On Wednesday, the Economist Intelligence Unit (EIU) revised the country’s economic growth projection for 2019 to 4.9 percent. The revision is 10 basis points lower than Treasury’s initial forecast of 5 percent.
Nico Asset Managers said in its Monthly Economic Report for July 2019 that the unit revised Malawi’s growth projection after Cyclone Idai caused production losses worth approximately $9.96 million (about 7.3 billion) or 0.13 percent of gross domestic product (GDP).
The asset management agency also cast doubt on the capacity on the Reserve Bank of Malawi’s capacity to contain inflation in single digits amid concerns that maize prices are expected to push food inflation upwards if no measures are introduced to check the prevailing rising prices.
If the statistics in the Monthly Economic Report are anything to go by, it shows that the country is failing in two of the three top economic indicators. The failure to grow the economy is worrisome, considering that the economy is ideally supposed to grow by at least seven percent every to have any meaningful impact on reducing poverty levels in the country.
The Ministry of Finance, Economic Planning and Development have their work cut out for them if they are to stabilise the economy, let alone stimulate growth to reduce the shocking poverty levels in the country and uplift the lives of the 80 percent who live below the poverty line.
It has to be noted that all these dire statistics are mere symptoms of deeper economic malaise.

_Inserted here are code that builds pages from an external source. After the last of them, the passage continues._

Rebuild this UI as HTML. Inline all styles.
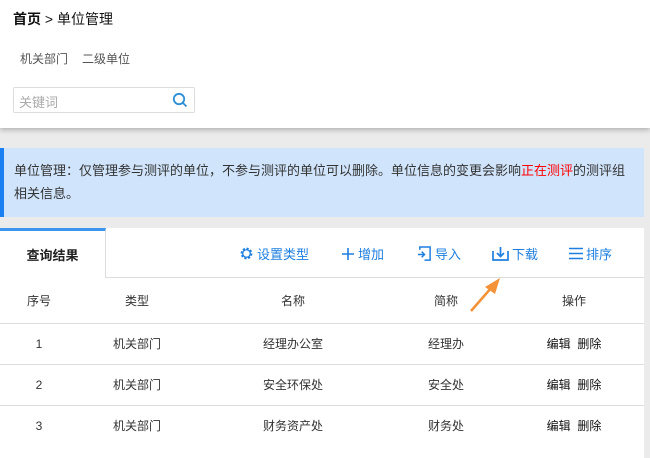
<!DOCTYPE html>
<html><head><meta charset="utf-8"><style>
*{margin:0;padding:0;box-sizing:border-box}
body{width:650px;height:446px;overflow:hidden;background:#ebebeb;font-family:"Liberation Sans","Noto Sans CJK SC",sans-serif;color:#333;position:relative}
.top{position:absolute;left:0;top:0;width:650px;height:128px;background:#fff;box-shadow:0 2px 5px rgba(0,0,0,.25)}
.abs{position:absolute;white-space:nowrap}
.info{position:absolute;left:0;top:148px;width:644px;height:69px;background:#d0e4fb;border-left:4px solid #1a7ff0;padding:11px 0 0 10px;font-size:13px;line-height:23px;color:#333}
.card{position:absolute;left:0;top:228px;width:644px;height:230px;background:#fff}
.tab{position:absolute;left:0;top:0;width:106px;height:50px;border-top:3px solid #3d96ee;border-right:1px solid #ddd;font-weight:bold;font-size:13px;color:#222;text-align:center;line-height:50px}
.tabline{position:absolute;left:105px;top:49px;width:539px;height:1px;background:#ddd}
.btn{position:absolute;top:16px;font-size:13px;color:#1e7fe0;display:flex;align-items:center;gap:3px}
.row{position:absolute;left:0;width:644px;height:41px;font-size:12px;color:#333}
.row span{position:absolute;top:0;line-height:41px;transform:translateX(-50%)}
.line{position:absolute;left:0;width:644px;height:1px;background:#ddd}
</style></head><body>
<div class="top">
<div class="abs" style="left:13px;top:9px;font-size:14px;color:#111;font-weight:bold">首页 <span style="font-weight:normal">&gt;</span> <span style="font-weight:normal">单位管理</span></div>
<div class="abs" style="left:20px;top:50px;font-size:12px;color:#555">机关部门<span style="display:inline-block;width:14px"></span>二级单位</div>
<div class="abs" style="left:13px;top:87px;width:182px;height:26px;border:1px solid #ddd;border-radius:2px;font-size:13px;color:#aaa;padding:4px 0 0 5px">关键词
<svg style="position:absolute;right:6px;top:4px" width="16" height="16" viewBox="0 0 16 16"><circle cx="7" cy="7" r="5.2" fill="none" stroke="#2b8fd8" stroke-width="1.8"/><line x1="11" y1="11" x2="14.5" y2="14.5" stroke="#2b8fd8" stroke-width="1.8"/></svg></div>
</div>
<div class="info">单位管理：仅管理参与测评的单位，不参与测评的单位可以删除。单位信息的变更会影响<span style="color:#f00">正在测评</span>的测评组<br>相关信息。</div>
<div class="card">
<div class="tab">查询结果</div>
<div class="tabline"></div>
<div class="btn" style="left:239px"><svg width="15" height="15" viewBox="0 0 16 16"><circle cx="8" cy="8" r="5" fill="none" stroke="#1e7fe0" stroke-width="2.6" stroke-dasharray="2.2 1.7"/><circle cx="8" cy="8" r="4" fill="none" stroke="#1e7fe0" stroke-width="1.4"/></svg>设置类型</div>
<div class="btn" style="left:341px"><svg width="14" height="14" viewBox="0 0 14 14"><path d="M7 1v12M1 7h12" stroke="#1e7fe0" stroke-width="1.6"/></svg> 增加</div>
<div class="btn" style="left:417px"><svg width="15" height="15" viewBox="0 0 16 16"><path d="M3 4V1h11v14H8M1 9h7M5 6l3 3-3 3" fill="none" stroke="#1e7fe0" stroke-width="1.6"/></svg> 导入</div>
<div class="btn" style="left:492px"><svg width="17" height="15" viewBox="0 0 17 15"><path d="M1 5v9h15V5M8.5 1v9M5 7l3.5 3.5L12 7" fill="none" stroke="#1e7fe0" stroke-width="1.7"/></svg>下载</div>
<div class="btn" style="left:569px"><svg width="14" height="13" viewBox="0 0 14 13"><path d="M0 1.5h14M0 6.5h14M0 11.5h14" stroke="#1e7fe0" stroke-width="1.5"/></svg> 排序</div>
<div class="row" style="top:52px;height:43px"><span style="left:39px;line-height:43px">序号</span><span style="left:137px;line-height:43px">类型</span><span style="left:293px;line-height:43px">名称</span><span style="left:446px;line-height:43px">简称</span><span style="left:574px;line-height:43px">操作</span></div>
<div class="line" style="top:95px"></div>
<div class="row" style="top:96px"><span style="left:39px">1</span><span style="left:137px">机关部门</span><span style="left:293px">经理办公室</span><span style="left:446px">经理办</span><span style="left:574px;color:#111">编辑&nbsp;&nbsp;删除</span></div>
<div class="line" style="top:136px"></div>
<div class="row" style="top:137px"><span style="left:39px">2</span><span style="left:137px">机关部门</span><span style="left:293px">安全环保处</span><span style="left:446px">安全处</span><span style="left:574px;color:#111">编辑&nbsp;&nbsp;删除</span></div>
<div class="line" style="top:177px"></div>
<div class="row" style="top:178px"><span style="left:39px">3</span><span style="left:137px">机关部门</span><span style="left:293px">财务资产处</span><span style="left:446px">财务处</span><span style="left:574px;color:#111">编辑&nbsp;&nbsp;删除</span></div>
</div>
<svg class="abs" style="left:465px;top:275px" width="40" height="40" viewBox="0 0 40 40"><path d="M6 36L27 12" stroke="#f39237" stroke-width="2.5"/><path d="M20 12L35 3 30 19Z" fill="#f39237"/></svg>
</body></html>
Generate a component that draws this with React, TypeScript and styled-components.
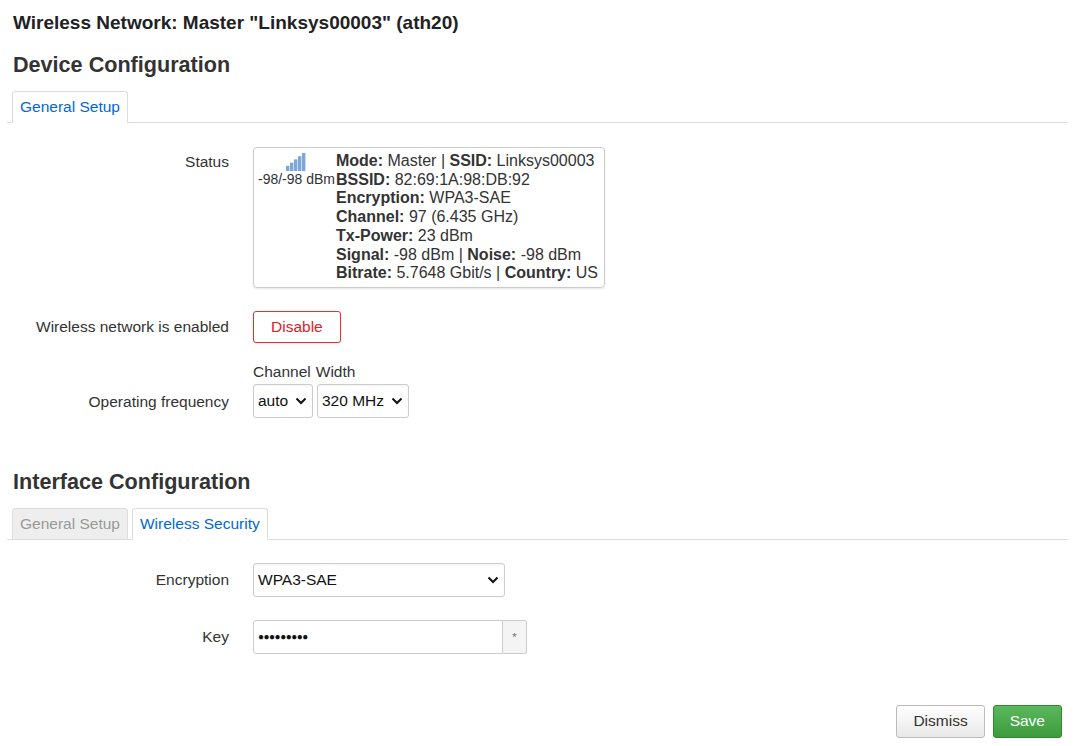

The rise in inflation and reduction in economic growth are a manifestation of a bigger economic problem; our economy’s vulnerability to weather-related shocks.
The only way to ensure long-term economic stability is to enhance its resilience to economic shocks in the short and medium term, and push for more diversification in the long-term. This is what Capitol Hill should be working towards.
Earlier this week, Treasury announced that the 2019/0 financial budget will re-align 2019/20 national budget to be more oriented towards promoting investment, a marked shift from the previous budgets which, according to Capitol Hill, were more focused on promoting consumption.
Come October 1, all eyes will be on Treasury’s investment-oriented proposal for the 2019/20 financial budget. There will be a lot of scrutiny on the so-called investment-oriented budget and whether it has the right policy-orientation to stimulate economic growth, contain inflation and create jobs.
As it stands now, Treasury is reportedly in discussions with the ministries, departments and agencies (MDAs) to plan their financial allocations in line with existing plans and priorities. Word has it that the Farm Input Subsidy (Fisp) is one of the items in the budget that is set for re-alignment.
Kudos to the Ministry of Agriculture, Irrigation and Water Development for realising that the Fisp is an apparent white elephant that has failed to justify its hefty financial allocations and needs to be transitioned out of the national budget.
In the 2016/17 Budget, Fisp was allocated K33.1 billion from K198.5 billion while in 2015/16 Budget, Fisp was allocated K40 billion from K133.7 billion agriculture budget. Its anyone’s guess how much of that was recovered.
Government should be commended for its proposal to re-align funding to the agriculture sector towards the five-year $3.2 billion National Agriculture Investment Plan (Naip) to revamp the ailing sector, which after 55 years of independence, is still the mainstay of our economy.
Ideally, the funds would be used to provide a framework to coordinate and prioritise investments by various government agencies, development partners and non-State actors in the agriculture sector.
In turn, this new found framework could be used to complement efforts by the Malawi Agricultural and Industrial Investment Corporation (Maicc) to create a resource pool which would be used to finance promising enterprises in business, agriculture and industry.
Of course, the investment in the agriculture sector and the ecosystem it supports are only the starting point. The projected slump in economic growth has been driven by productions losses in the construction, transport, accommodation and food services sector. All these will need attention.
Government will need to prioritise which of these sectors can ensure optimal return on investment in both the short and long terms. At face value, investing in the construction industry, especially urban housing, could stimulate the economy in the short-term without risking a downturn in the long-term.
The high demand for houses, hostels and office space in Malawi’s three major cities presents a ready-market for investors and entrepreneurs to profit from.
Government already has the Malawi Housing Corporation (MHC) in that sector. With the right investment, coupled with improved procurement and financial management frameworks, MHC could be revitalised into the construction powerhouse it was in the Kamuzu-era.
The opportunities for economic stabilisation are there. It all depends on how government invests and checks its expenditure in the national budgets from here on out.